Professor Meadow’s popularity as an expert witness demonstrates the urgent need to end the cult of the inexpert expert. In theory experts have a duty to help the court come to the right decision. In practice they are hired guns paid by lawyers who want to win. Silver-tongued doctors who do not fade in the witness box are bound to command a premium, and Professor Meadow was master of the soundbite. His statement that there was only a 1 in 73 million chance of Mrs Clark losing two babies in sudden and unexplained circumstances prompted the Royal Statistical Society to write to the Lord Chancellor denying any statistical basis for the assertion.
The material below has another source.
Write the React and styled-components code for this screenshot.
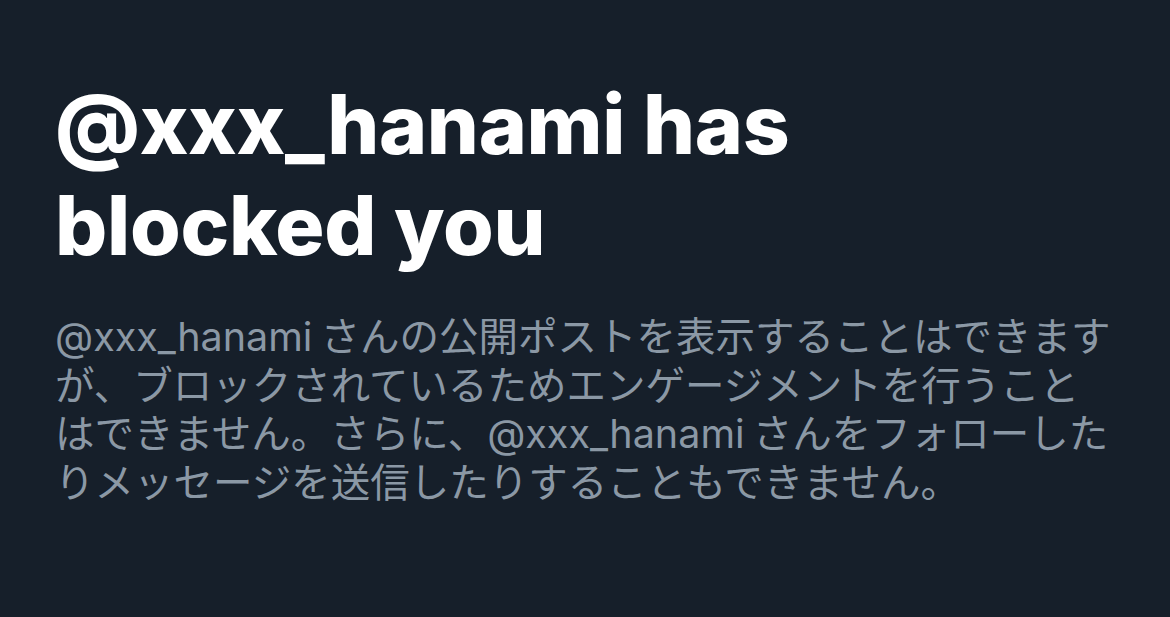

But it must have electrified the court. Meadow’s Law — that “one cot death is a tragedy, two is suspicious, and three is murder” — gave juries a formula to hang on to in a turgid discussion. As word got around, solicitor after solicitor signed him up as a “safe pair of hands”.
A recent survey suggests that lawyers are bullying their experts more than ever. Bond Solon, a company that trains experts, found that 63 per cent of its clients, a rising number, say there are firms of solicitors that they will never work with again; 67 per cent say lawyers should not be present at expert discussions. Just over half say no to the question “Do you think lawyers encourage their expert to be a ‘truly independent witness’?”
Until courts demand more of experts, more miscarriages of justice could occur. Many paediatricians have already been put off child protection cases by the adverse publicity, and the failure of the GMC to act conclusively has only made this worse. The Establishment must shake off its torpor, demand that experts are experts and compensate those whom it has victimised. Justice must be seen to be done if mothers are to regain any confidence in the system.